Work to do. Extract every line of the material that holds the string "index".

Raw data.
┄┄┄┄┄┄┄┄┄┄┄┄┄┄┄┄┄┄┄┄

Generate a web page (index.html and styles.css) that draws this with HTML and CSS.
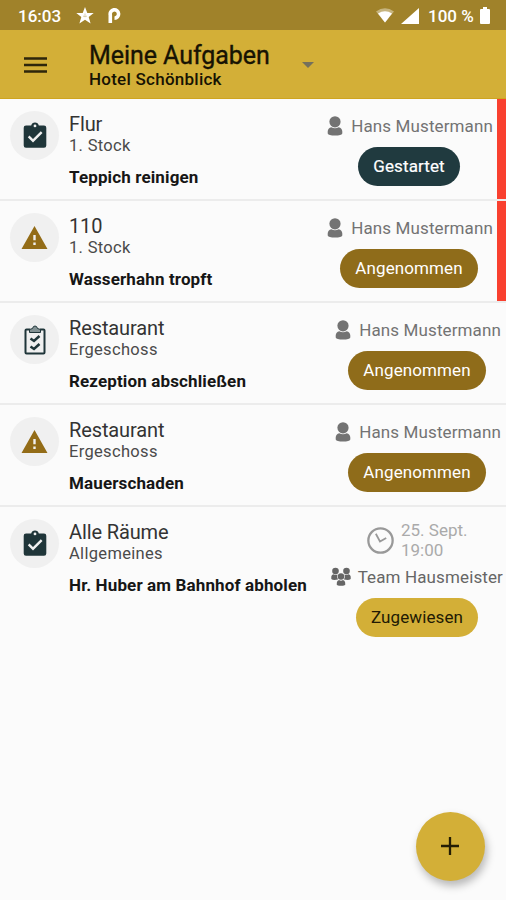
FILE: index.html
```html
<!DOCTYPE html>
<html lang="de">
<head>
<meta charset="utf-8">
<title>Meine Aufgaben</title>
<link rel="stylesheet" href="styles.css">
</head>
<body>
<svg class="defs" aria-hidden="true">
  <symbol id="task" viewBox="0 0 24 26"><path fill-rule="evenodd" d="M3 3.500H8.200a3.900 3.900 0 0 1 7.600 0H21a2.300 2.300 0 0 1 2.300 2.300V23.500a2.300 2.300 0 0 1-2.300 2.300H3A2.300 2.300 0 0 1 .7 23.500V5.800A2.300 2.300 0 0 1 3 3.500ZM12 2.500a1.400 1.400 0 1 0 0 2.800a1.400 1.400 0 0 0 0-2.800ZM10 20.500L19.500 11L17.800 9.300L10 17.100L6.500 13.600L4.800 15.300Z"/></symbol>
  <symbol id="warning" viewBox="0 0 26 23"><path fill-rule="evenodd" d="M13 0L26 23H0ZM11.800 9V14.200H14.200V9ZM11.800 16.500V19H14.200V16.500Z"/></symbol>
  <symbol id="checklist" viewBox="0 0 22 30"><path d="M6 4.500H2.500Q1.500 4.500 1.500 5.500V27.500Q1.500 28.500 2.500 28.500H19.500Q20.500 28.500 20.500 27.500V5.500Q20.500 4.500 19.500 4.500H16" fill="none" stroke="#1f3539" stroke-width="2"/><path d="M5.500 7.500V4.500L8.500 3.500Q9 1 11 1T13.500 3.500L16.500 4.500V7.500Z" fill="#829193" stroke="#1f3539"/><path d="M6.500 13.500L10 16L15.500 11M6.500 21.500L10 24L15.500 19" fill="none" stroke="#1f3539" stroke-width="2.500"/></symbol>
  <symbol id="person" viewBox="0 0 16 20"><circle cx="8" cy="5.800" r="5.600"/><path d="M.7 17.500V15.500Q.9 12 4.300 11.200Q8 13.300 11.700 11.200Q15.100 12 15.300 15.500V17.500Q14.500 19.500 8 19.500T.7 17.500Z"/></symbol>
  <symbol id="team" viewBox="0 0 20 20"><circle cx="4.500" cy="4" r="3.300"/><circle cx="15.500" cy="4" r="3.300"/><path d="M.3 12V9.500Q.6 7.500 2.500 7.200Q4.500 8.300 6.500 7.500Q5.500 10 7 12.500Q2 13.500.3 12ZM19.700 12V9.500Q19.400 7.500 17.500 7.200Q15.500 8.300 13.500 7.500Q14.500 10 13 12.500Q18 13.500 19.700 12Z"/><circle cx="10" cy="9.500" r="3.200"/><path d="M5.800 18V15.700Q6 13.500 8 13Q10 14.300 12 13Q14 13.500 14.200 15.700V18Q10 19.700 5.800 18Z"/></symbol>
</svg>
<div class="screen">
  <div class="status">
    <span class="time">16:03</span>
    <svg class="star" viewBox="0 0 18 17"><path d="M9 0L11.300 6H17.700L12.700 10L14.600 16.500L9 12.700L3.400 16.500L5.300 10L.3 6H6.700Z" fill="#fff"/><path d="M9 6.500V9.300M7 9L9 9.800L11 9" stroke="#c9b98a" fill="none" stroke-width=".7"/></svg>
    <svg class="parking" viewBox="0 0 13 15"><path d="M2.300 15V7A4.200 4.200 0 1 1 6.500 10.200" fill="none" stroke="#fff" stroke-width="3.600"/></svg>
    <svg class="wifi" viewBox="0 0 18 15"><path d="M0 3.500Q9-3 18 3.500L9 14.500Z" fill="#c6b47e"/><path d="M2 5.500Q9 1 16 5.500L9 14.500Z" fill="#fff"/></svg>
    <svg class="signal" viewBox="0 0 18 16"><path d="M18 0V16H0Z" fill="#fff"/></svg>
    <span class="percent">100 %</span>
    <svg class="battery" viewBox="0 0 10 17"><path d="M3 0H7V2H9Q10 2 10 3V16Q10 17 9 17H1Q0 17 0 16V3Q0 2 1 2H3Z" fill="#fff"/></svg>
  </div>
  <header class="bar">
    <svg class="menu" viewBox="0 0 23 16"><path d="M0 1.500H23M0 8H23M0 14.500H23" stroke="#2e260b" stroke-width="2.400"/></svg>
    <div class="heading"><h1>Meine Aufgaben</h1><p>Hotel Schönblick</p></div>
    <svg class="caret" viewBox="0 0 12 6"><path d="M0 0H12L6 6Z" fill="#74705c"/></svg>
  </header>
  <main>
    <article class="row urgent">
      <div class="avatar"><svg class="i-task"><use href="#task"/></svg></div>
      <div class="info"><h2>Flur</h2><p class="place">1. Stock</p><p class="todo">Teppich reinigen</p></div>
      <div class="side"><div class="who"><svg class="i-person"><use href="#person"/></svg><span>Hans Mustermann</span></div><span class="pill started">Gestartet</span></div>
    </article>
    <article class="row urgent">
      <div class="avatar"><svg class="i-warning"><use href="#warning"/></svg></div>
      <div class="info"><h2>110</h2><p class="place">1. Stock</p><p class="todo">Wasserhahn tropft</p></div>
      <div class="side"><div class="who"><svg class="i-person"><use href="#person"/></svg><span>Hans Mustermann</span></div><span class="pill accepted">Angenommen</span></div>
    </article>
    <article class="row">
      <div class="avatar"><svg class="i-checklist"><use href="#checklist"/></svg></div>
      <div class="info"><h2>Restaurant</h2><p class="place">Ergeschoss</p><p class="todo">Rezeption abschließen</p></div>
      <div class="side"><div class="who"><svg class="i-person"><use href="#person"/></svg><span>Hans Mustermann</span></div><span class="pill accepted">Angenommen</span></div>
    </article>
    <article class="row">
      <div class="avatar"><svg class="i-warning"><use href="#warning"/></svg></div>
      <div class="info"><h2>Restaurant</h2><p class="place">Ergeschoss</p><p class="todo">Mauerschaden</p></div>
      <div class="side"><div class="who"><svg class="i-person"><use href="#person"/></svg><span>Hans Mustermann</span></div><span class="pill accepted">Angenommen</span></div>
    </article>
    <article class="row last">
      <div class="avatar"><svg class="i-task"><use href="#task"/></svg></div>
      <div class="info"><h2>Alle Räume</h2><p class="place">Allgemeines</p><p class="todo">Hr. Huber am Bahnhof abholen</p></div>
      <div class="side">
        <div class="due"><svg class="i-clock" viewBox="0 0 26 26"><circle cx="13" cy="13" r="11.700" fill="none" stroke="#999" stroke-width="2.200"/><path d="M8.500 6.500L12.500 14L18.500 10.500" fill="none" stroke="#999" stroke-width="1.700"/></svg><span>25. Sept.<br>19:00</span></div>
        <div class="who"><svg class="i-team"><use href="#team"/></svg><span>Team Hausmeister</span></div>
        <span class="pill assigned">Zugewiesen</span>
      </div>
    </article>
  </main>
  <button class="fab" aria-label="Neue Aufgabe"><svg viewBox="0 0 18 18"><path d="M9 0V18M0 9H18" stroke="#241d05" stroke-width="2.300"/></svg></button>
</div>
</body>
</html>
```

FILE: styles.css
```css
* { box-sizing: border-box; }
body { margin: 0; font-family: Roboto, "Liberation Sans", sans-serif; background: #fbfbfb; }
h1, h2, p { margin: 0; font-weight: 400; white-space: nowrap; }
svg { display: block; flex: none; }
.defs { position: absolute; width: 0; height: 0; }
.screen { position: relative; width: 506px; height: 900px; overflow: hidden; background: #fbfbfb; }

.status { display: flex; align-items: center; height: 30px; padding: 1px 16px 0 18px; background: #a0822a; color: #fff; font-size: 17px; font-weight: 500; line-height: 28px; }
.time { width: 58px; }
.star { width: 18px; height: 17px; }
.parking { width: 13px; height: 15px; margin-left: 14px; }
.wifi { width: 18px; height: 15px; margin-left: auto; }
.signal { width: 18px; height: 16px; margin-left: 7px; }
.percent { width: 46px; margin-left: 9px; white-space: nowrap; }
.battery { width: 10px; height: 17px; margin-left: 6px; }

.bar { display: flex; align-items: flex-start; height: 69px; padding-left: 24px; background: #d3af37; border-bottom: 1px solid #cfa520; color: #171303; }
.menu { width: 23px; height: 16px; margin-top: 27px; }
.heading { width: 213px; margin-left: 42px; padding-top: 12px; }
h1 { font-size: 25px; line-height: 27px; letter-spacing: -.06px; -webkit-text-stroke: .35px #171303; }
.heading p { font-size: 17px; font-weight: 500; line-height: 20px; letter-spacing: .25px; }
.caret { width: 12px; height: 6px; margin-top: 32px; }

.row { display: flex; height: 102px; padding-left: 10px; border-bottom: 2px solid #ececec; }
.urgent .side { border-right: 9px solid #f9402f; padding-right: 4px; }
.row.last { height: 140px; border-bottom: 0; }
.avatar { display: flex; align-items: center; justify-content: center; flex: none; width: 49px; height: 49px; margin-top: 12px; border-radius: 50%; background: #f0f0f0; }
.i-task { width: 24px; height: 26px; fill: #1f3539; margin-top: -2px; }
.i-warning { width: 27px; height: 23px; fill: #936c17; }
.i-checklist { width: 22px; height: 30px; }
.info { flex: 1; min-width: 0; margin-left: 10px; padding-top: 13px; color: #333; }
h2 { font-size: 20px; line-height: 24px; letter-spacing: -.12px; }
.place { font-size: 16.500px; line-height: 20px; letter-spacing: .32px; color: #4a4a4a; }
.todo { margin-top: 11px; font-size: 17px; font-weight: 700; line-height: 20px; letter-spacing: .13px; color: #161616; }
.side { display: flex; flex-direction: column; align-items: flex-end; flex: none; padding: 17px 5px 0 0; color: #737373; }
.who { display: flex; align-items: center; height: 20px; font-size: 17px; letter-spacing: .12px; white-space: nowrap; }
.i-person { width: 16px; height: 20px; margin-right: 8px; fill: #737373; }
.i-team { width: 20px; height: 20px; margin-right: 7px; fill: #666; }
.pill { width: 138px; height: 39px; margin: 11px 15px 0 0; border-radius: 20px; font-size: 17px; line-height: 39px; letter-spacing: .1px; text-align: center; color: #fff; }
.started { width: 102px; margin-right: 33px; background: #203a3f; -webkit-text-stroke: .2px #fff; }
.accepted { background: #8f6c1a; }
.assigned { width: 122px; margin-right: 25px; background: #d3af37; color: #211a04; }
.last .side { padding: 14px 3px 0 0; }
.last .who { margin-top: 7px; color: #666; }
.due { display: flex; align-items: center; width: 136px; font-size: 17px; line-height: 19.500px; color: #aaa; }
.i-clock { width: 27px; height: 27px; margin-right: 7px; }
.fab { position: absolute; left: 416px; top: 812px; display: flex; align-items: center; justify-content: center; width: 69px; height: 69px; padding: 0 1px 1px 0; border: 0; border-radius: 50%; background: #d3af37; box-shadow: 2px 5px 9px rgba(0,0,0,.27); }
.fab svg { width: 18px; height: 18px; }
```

┄┄┄┄┄┄┄┄┄┄┄┄┄┄┄┄┄┄┄┄

Exercise answer.
Generate a web page (index.html and styles.css) that draws this with HTML and CSS.
FILE: index.html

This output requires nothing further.